Collect each line containing "index".
------------------------------
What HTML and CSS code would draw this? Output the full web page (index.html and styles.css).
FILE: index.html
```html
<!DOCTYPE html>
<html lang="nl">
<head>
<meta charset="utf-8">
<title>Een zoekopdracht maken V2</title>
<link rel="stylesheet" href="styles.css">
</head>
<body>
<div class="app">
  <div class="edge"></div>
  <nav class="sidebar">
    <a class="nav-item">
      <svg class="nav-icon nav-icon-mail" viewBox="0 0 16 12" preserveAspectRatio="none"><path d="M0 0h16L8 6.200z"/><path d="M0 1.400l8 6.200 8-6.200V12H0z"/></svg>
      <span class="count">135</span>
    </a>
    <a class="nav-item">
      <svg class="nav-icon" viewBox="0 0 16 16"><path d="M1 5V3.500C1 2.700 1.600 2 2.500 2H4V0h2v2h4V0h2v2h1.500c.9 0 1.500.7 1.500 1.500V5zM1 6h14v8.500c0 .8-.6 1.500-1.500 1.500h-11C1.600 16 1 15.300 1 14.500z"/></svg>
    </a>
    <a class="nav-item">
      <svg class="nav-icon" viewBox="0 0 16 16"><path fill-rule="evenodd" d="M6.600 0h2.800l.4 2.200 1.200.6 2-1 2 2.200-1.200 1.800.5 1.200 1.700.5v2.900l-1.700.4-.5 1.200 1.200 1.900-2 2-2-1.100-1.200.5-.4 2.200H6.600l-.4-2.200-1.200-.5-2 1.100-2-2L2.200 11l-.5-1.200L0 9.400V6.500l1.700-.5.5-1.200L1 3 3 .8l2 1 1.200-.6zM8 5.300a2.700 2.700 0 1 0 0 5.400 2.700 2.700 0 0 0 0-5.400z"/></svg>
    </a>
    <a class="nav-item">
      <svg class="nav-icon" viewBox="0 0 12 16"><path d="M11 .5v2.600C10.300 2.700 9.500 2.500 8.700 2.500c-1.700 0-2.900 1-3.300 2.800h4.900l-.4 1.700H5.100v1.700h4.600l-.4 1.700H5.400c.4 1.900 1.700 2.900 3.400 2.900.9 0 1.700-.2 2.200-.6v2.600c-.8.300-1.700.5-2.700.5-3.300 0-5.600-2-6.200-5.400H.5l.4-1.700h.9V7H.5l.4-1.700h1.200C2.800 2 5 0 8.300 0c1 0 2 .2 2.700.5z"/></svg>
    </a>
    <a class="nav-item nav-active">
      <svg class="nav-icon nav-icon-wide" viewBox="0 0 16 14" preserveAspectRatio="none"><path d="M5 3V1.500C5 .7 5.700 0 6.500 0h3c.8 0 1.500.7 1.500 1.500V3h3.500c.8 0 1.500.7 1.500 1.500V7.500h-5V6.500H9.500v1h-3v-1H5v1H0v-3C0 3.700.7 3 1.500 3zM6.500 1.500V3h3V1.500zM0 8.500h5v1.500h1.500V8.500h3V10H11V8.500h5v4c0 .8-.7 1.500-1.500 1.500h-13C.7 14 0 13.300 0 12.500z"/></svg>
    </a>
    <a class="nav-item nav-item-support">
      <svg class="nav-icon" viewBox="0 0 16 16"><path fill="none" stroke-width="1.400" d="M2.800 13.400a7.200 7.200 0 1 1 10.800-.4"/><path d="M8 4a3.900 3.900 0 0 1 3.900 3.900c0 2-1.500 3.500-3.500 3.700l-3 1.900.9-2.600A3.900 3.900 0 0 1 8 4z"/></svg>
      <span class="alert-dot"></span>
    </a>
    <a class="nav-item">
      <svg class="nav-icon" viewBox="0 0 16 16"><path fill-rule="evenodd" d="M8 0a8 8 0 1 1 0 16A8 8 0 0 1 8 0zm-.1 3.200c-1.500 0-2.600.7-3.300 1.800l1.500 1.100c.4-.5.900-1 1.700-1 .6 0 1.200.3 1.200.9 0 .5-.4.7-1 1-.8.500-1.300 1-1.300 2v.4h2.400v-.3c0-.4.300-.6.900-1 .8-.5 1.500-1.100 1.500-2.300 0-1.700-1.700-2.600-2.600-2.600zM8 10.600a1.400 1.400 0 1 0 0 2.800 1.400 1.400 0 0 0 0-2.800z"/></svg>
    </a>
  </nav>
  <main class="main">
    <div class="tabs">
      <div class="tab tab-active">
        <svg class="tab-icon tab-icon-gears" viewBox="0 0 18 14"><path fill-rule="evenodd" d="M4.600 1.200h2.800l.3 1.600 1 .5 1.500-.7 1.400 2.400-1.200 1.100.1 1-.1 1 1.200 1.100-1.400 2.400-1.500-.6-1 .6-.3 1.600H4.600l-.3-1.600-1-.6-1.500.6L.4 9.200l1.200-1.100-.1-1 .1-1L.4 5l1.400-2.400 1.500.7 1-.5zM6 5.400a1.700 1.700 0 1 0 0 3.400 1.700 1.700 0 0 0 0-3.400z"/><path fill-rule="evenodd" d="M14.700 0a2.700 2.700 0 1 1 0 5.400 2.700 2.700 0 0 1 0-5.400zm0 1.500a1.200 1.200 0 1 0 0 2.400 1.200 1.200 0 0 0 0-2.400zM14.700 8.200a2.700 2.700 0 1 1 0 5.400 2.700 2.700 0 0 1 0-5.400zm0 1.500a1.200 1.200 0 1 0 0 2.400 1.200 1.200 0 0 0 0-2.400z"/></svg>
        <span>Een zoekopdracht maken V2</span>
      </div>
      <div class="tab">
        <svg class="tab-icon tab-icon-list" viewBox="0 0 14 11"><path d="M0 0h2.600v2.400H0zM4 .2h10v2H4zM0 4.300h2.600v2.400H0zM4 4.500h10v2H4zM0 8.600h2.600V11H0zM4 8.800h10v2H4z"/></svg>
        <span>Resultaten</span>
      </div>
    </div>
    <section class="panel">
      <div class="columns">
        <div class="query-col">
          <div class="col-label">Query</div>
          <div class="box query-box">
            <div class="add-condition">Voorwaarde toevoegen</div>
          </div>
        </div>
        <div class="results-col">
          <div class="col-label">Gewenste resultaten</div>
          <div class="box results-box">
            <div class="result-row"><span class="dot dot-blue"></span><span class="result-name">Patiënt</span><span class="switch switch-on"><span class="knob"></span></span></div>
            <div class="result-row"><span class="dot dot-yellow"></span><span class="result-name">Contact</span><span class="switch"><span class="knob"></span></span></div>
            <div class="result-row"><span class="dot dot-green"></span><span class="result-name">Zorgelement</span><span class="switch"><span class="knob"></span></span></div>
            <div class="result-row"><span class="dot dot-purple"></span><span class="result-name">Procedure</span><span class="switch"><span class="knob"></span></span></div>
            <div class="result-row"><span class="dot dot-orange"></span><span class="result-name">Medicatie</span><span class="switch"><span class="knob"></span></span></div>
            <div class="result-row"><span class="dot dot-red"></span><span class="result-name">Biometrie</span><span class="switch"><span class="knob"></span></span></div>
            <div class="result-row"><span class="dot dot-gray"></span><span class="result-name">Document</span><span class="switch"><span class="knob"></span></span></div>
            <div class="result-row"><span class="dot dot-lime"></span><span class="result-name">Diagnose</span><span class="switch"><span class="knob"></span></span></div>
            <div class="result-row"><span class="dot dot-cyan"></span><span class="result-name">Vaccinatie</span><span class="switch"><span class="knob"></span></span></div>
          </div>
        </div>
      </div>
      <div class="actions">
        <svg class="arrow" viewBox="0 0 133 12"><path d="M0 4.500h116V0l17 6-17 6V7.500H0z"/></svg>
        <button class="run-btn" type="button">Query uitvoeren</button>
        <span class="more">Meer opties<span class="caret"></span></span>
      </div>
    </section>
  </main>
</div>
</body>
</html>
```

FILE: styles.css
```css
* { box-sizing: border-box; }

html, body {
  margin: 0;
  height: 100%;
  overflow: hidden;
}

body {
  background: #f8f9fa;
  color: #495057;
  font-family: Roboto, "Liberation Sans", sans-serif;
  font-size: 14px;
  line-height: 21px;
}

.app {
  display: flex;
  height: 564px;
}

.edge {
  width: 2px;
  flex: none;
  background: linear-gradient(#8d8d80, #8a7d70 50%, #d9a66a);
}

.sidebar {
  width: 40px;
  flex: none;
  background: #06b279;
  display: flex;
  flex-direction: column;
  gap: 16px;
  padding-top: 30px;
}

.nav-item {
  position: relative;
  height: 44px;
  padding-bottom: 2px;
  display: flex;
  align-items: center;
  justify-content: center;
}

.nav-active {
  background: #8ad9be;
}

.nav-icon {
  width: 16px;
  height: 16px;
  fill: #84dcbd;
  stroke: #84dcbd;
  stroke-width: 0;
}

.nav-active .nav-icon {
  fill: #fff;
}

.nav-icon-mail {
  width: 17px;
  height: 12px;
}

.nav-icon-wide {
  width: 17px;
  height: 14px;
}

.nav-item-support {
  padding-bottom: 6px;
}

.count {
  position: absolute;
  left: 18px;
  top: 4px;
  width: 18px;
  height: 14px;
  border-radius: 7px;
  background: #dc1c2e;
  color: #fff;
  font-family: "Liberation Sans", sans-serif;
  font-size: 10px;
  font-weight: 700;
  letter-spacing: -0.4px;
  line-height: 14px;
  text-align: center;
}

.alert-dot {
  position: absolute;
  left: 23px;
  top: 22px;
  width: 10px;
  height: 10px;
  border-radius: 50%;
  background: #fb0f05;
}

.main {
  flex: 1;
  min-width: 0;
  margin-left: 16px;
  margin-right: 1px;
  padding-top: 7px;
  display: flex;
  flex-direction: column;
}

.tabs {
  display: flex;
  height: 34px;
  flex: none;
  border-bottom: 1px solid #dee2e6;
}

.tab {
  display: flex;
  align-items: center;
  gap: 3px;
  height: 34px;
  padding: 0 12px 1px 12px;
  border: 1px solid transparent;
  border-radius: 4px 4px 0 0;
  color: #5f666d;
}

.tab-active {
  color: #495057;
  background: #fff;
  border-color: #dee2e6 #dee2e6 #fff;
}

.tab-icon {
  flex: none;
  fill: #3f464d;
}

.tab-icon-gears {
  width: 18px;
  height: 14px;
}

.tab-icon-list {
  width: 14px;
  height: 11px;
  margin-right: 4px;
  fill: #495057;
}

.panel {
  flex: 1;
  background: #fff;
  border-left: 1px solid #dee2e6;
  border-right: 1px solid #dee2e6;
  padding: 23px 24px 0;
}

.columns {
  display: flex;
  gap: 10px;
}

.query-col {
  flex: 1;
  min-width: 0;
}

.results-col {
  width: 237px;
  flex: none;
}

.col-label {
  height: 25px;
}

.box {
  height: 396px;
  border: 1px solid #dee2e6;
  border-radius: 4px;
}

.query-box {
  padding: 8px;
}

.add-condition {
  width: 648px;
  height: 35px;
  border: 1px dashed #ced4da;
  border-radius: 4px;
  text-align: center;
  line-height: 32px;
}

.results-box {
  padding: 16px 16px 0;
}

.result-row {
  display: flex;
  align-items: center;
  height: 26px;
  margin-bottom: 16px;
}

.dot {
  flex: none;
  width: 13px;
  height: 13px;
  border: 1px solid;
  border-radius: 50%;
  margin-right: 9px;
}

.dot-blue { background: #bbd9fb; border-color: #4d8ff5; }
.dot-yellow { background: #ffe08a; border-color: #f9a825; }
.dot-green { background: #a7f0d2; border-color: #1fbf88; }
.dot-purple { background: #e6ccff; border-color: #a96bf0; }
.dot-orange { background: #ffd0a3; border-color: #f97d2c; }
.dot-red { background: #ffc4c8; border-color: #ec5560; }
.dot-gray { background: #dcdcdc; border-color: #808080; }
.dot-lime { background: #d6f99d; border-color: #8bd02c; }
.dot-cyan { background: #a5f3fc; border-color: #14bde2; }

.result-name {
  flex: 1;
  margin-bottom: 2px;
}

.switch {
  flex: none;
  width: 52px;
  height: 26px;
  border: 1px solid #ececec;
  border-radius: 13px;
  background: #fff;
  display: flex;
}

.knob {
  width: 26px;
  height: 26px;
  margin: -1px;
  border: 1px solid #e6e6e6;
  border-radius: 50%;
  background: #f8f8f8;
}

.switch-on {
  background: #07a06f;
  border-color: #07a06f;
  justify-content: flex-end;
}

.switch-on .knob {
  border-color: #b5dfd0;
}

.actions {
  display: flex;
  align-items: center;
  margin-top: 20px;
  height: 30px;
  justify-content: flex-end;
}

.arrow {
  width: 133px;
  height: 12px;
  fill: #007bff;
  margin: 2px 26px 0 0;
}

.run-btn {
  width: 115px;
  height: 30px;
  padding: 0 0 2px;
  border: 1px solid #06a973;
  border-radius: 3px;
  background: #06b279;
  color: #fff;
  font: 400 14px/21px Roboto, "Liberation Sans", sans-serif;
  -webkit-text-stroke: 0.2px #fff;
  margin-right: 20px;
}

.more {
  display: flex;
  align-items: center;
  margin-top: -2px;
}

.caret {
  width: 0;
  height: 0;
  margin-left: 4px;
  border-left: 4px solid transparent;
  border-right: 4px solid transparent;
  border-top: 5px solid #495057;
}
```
------------------------------
- EXERCISE RESULT:
What HTML and CSS code would draw this? Output the full web page (index.html and styles.css).
FILE: index.html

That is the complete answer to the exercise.